“I like smiles. I don’t like boring and crying. I just fun,” said Hertl, a Czech who is still improving his English.
There were no shortage of smiles early in the season when Hertl established himself as a Calder Trophy candidate. He elevated his profile with a four-goal performance against the New York Rangers, and raised eyebrows with his between-the-legs goal in garbage time of that game.
His adorably awkward postgame interview in which he declared “This is dream!” also gave many their first look at Hertl, whom the Sharks selected 17th overall in 2012.
Regardless of whether one viewed his flashy goal against Martin Biron as showmanship or showing off, Hertl, 20, showed flashes of elite skill as he amassed 25 points in 35 games.
In that 35th game, a knee-on-knee collision with Los Angeles Kings captain Dustin Brown damaged two of Hertl’s knee ligaments. The resulting surgery caused him to miss the next 45 games. Hertl’s rehab included water aerobics, where most of his classmates were collecting social security. Hertl became the life of the party, tweeting out a pic captioned “fun must by always.” Even in rehab, the gregarious Hertl was all smiles and he even said he keeps up with his new, old buddies.
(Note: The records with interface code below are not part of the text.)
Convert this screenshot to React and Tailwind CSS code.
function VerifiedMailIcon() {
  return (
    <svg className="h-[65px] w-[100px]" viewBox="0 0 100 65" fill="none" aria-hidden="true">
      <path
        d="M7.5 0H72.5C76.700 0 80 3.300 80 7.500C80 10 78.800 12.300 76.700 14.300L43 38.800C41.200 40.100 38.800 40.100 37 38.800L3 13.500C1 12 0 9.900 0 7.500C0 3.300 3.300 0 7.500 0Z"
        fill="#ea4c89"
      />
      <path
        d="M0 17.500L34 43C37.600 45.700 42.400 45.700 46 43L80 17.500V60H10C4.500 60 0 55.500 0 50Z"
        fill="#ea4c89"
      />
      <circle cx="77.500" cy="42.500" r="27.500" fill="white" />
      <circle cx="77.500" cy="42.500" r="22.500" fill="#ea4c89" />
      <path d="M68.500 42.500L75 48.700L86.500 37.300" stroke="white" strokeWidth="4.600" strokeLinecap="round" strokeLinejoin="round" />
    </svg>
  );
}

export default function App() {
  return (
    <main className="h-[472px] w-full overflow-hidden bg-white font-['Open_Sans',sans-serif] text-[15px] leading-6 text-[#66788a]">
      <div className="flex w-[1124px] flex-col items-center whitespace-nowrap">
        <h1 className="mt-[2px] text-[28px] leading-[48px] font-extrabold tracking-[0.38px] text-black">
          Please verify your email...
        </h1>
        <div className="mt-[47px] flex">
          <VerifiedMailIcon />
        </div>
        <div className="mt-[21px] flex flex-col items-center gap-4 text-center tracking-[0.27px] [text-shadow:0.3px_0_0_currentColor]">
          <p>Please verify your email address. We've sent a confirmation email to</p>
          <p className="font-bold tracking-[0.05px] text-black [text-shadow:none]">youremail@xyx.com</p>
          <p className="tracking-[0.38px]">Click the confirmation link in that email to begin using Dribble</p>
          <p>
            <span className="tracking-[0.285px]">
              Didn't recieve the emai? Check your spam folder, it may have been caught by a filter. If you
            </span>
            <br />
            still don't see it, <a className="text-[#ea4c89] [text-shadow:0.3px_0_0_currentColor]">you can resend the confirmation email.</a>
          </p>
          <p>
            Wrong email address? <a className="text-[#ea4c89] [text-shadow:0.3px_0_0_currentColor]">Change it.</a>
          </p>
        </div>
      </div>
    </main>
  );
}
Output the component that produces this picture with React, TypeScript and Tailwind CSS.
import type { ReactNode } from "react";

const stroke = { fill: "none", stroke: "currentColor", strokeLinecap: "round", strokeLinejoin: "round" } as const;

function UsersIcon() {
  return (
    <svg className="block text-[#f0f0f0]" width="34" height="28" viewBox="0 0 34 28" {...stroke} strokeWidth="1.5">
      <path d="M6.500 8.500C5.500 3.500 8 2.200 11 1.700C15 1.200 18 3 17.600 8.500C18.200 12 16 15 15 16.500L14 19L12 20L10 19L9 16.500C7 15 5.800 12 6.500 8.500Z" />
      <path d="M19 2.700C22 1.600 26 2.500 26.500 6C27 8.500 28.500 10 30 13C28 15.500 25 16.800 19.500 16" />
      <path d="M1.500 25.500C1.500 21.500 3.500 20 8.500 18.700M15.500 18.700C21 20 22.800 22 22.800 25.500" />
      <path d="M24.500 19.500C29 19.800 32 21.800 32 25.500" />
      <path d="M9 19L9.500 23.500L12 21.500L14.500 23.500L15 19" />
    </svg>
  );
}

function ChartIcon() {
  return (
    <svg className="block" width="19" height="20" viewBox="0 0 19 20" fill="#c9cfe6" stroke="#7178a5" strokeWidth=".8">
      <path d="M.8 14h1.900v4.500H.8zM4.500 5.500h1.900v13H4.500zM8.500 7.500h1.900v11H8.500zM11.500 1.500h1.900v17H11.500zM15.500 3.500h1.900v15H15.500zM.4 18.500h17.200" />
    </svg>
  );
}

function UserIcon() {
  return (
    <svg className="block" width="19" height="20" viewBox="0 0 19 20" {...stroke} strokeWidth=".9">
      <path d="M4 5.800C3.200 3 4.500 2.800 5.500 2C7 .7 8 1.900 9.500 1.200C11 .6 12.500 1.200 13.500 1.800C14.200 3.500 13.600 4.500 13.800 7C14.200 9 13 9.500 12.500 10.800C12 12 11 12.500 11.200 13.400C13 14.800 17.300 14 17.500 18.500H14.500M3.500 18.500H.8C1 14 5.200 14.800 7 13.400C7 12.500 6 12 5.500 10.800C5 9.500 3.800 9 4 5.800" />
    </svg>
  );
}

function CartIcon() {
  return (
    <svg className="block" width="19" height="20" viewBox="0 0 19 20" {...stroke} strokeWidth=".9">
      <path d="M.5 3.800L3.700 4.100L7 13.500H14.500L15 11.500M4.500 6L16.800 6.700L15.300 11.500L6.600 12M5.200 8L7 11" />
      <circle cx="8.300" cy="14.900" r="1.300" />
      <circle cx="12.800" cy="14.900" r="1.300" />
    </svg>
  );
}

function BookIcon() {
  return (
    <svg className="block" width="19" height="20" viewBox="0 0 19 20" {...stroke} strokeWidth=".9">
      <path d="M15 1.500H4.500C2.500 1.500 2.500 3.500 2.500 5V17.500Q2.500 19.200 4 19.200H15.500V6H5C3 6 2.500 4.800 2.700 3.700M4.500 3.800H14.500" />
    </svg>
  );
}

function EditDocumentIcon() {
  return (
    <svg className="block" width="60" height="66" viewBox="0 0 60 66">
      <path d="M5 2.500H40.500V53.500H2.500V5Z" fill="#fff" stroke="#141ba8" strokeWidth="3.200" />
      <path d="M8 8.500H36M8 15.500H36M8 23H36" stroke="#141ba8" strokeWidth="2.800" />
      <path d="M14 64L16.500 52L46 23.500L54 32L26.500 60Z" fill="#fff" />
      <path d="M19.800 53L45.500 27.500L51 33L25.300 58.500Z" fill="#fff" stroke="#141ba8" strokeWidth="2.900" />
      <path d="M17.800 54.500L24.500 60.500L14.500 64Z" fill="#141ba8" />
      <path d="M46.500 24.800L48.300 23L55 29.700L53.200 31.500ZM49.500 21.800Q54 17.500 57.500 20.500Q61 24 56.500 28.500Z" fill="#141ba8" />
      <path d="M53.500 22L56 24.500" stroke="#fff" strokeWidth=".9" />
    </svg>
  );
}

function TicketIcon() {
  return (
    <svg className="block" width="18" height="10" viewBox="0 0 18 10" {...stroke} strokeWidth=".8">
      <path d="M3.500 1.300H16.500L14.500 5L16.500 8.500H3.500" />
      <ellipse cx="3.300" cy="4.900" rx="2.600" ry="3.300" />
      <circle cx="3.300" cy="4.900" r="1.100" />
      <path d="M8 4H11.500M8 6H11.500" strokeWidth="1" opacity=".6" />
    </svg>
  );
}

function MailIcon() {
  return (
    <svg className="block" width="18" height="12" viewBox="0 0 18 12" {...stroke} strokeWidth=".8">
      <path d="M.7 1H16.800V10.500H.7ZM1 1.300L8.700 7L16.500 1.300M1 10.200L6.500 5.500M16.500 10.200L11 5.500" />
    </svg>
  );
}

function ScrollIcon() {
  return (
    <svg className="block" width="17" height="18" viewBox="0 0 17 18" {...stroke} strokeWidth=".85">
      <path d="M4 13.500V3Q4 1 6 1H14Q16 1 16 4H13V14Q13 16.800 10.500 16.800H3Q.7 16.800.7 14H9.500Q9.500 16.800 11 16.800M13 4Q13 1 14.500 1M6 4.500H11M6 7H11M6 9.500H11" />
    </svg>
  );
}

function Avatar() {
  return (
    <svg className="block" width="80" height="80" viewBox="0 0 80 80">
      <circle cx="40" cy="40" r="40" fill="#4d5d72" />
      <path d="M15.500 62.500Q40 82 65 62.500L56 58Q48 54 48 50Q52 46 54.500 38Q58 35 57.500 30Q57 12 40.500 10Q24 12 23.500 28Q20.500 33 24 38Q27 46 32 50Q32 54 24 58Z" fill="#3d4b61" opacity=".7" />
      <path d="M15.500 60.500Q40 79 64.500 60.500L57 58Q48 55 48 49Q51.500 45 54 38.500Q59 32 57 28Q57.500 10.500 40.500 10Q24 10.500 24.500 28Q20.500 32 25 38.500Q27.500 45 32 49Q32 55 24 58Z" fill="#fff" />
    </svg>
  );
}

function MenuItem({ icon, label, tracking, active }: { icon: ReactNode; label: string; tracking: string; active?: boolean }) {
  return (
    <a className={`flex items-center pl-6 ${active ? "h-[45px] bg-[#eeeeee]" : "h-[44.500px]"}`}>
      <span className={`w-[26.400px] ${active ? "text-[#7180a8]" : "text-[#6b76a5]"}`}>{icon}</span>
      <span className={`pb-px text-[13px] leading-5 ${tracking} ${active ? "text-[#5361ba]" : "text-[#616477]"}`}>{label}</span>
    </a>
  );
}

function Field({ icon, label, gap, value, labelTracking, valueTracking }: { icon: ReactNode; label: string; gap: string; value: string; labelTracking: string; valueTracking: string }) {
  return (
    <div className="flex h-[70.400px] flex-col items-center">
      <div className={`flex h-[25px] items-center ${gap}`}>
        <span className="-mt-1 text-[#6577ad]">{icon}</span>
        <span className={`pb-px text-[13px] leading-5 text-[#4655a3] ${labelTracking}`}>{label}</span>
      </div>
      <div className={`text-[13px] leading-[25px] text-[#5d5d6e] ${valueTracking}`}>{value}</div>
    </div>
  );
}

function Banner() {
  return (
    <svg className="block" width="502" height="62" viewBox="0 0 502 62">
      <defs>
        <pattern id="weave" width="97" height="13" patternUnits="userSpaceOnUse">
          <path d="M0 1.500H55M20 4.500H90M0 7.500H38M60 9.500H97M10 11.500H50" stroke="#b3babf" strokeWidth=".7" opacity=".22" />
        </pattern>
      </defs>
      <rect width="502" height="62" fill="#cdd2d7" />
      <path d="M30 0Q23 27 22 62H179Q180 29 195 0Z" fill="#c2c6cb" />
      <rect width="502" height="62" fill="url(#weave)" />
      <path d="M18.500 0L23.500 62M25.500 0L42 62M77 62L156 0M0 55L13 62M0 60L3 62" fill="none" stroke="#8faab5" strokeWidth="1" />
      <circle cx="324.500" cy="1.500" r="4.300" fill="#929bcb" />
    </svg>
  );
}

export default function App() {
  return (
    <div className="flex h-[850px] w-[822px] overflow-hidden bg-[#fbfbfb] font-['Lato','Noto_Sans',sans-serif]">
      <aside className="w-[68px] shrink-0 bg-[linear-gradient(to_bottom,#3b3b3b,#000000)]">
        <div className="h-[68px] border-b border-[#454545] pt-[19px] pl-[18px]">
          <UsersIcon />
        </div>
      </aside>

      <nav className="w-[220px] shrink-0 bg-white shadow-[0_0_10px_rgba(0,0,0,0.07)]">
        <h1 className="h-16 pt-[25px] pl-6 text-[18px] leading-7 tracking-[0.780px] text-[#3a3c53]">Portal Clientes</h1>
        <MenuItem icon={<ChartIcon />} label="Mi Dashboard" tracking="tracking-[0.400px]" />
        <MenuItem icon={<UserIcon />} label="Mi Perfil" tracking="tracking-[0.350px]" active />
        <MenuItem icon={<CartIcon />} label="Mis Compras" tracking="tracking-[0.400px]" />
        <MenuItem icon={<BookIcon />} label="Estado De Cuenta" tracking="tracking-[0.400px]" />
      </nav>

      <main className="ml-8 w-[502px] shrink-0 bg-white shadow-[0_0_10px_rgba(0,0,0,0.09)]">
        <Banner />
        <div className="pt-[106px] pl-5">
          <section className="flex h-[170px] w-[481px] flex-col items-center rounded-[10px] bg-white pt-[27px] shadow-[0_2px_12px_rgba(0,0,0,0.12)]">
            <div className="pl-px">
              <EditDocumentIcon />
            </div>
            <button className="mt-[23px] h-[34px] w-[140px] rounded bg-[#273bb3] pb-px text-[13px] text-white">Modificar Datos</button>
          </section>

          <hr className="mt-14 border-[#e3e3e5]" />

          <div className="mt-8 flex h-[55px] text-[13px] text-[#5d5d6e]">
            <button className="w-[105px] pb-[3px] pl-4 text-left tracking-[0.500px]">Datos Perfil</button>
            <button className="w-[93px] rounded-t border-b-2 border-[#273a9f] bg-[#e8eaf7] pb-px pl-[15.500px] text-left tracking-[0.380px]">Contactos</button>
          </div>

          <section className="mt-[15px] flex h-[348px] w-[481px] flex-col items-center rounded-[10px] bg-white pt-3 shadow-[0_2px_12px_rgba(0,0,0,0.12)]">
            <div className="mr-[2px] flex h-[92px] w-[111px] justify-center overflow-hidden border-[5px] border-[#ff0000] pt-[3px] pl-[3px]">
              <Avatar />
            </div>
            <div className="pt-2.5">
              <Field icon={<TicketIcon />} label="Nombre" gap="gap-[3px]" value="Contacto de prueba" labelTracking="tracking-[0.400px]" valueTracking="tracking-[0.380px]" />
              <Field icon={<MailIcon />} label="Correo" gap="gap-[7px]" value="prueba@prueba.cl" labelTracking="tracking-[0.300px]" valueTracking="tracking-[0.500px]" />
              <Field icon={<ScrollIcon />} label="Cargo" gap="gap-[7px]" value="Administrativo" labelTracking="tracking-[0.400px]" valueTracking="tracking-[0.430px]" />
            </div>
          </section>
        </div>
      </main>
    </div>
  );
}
“He’s had tough luck this year with getting injured. He’s handled it so well, he’s been so upbeat through the whole thing which is really, really amazing for such a young player,” Sharks captain Joe Thornton said. “His smile is contagious and he’s the type of guy you want to be around.”
Sharks rookie forward Matt Nieto spent plenty of time around Hertl, rooming with him on road trips. Nieto, 21, said Hertl found wonderment in things Americans his age might find routine. The two rookies took a trip to Dave & Buster’s, but it was not until they were leaving that Hertl realized the arcade offered prizes in exchange for bonus tickets. Soon after, when Nieto returned to their hotel room, he discovered Hertl had gone on a solo mission to capture two “Despicable Me” stuffed toys and a Teenage Mutant Ninja Turtle.
Hertl confirmed enthusiastically his love for “Despicable Me” and mentioned six times in five minutes how much he loved Adam Sandler.
“He’s that young, that innocent and he’s just playing hockey. He’s a great kid,” Sharks Coach Todd McLellan said.
McLellan was consistent in his praise of Hertl’s play, potential and persistence to return from injury. Hertl’s success has come as no surprise to the Sharks. Last season when he was asked about the core of his team, Sharks General Manager Doug Wilson went out of his way to mention Hertl and his impending arrival right alongside names like Thornton, Logan Couture, Joe Pavelski and Patrick Marleau.
Hertl validated that confidence in the postseason, as well. Despite playing just the final two regular-season games to prepare, Hertl had a multi-point performance in Game 1 against the Los Angeles Kings and five points in seven games overall. His offensive poise and strength on the puck were on full display, particularly in Game 4 when he set up shop on the goal line with under a minute left in the first period. First he stepped out in front of the net for a shot, then he recovered the puck and stood his ground near the net to make a patient dish that set up a goal to tie the game.
On the ice, Hertl maintains seriousness–”Only in scoring smile,” he said–yet away from it his enthusiasm is irrepressible. As he took a relatively stern tone talking about his injury and the opportunity for revenge against the Kings, a barrage of balled-up hockey tape flung past his head by teammates returned a bit of humor to the moment.
His bubbly personality and passion for the day-to-day grind of the NHL season, a novelty to Hertl, have been refreshing additions to the Sharks dressing room.
“It’s a lot of funny guys, Jumbo (Thornton) is all the time is smile,” Hertl said. “Guys love it. For my smile, it’s fun I’m always smiling. I am smile.”